# Start of DATASET CONTENT

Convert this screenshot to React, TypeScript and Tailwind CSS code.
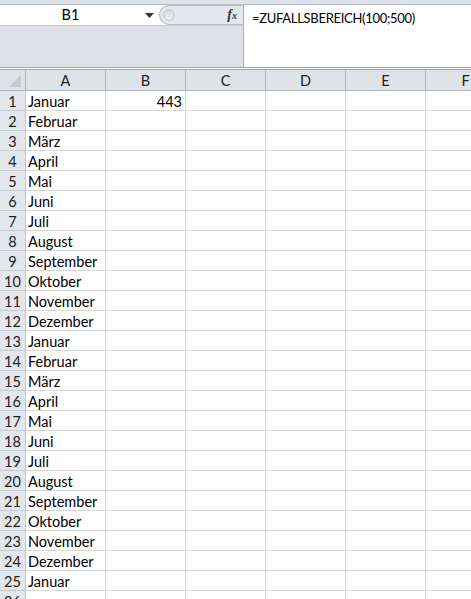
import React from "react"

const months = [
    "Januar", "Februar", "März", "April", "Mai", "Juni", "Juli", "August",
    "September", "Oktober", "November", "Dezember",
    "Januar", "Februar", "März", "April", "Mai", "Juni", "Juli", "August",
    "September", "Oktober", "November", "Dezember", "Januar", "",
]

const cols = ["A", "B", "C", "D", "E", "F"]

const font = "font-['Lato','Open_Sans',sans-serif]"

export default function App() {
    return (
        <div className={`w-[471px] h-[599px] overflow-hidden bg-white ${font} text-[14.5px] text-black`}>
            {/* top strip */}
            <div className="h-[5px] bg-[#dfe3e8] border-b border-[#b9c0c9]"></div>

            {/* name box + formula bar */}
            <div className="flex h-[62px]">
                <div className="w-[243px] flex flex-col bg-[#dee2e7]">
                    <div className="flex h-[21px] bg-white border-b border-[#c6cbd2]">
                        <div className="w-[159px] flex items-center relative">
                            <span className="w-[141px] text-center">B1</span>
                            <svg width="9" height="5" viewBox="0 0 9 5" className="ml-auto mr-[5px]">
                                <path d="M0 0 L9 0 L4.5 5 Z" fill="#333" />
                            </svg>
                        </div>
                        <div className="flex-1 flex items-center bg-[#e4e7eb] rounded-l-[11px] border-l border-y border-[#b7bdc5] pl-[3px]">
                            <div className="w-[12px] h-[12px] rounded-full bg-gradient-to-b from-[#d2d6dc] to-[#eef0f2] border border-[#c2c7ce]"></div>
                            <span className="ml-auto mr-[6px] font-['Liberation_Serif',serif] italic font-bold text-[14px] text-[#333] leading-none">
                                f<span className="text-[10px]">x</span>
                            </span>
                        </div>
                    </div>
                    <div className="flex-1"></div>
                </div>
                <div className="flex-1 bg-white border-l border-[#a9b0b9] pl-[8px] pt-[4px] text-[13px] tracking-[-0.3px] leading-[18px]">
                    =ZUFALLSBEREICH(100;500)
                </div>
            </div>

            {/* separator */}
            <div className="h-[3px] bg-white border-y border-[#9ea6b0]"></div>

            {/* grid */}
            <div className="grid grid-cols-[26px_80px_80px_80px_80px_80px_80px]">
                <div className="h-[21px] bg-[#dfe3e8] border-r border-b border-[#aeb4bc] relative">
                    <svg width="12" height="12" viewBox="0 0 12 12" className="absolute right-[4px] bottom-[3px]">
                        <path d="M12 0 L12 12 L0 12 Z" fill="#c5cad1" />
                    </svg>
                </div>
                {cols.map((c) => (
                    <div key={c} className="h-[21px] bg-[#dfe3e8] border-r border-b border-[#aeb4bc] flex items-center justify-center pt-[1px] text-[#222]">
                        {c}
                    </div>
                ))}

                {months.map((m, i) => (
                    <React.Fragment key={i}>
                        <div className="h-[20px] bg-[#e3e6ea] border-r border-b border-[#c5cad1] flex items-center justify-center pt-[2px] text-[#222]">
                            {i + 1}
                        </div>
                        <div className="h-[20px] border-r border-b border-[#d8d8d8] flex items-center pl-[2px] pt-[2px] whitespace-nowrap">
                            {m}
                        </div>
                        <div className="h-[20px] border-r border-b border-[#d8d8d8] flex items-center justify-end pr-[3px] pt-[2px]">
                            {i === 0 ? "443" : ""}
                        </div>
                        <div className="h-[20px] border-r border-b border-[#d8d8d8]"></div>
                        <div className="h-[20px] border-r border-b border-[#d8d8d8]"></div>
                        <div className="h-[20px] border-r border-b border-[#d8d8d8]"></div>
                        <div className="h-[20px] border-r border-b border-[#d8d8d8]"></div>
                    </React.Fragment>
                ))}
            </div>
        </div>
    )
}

# End of DATASET CONTENT

(TASK DETAILS) Emit the lines of the material exactly, from its first line to the line containing "import React from", inclusive; leave every picture out.

(ANSWER TO THIS PROBLEM)
Convert this screenshot to React, TypeScript and Tailwind CSS code.
import React from "react"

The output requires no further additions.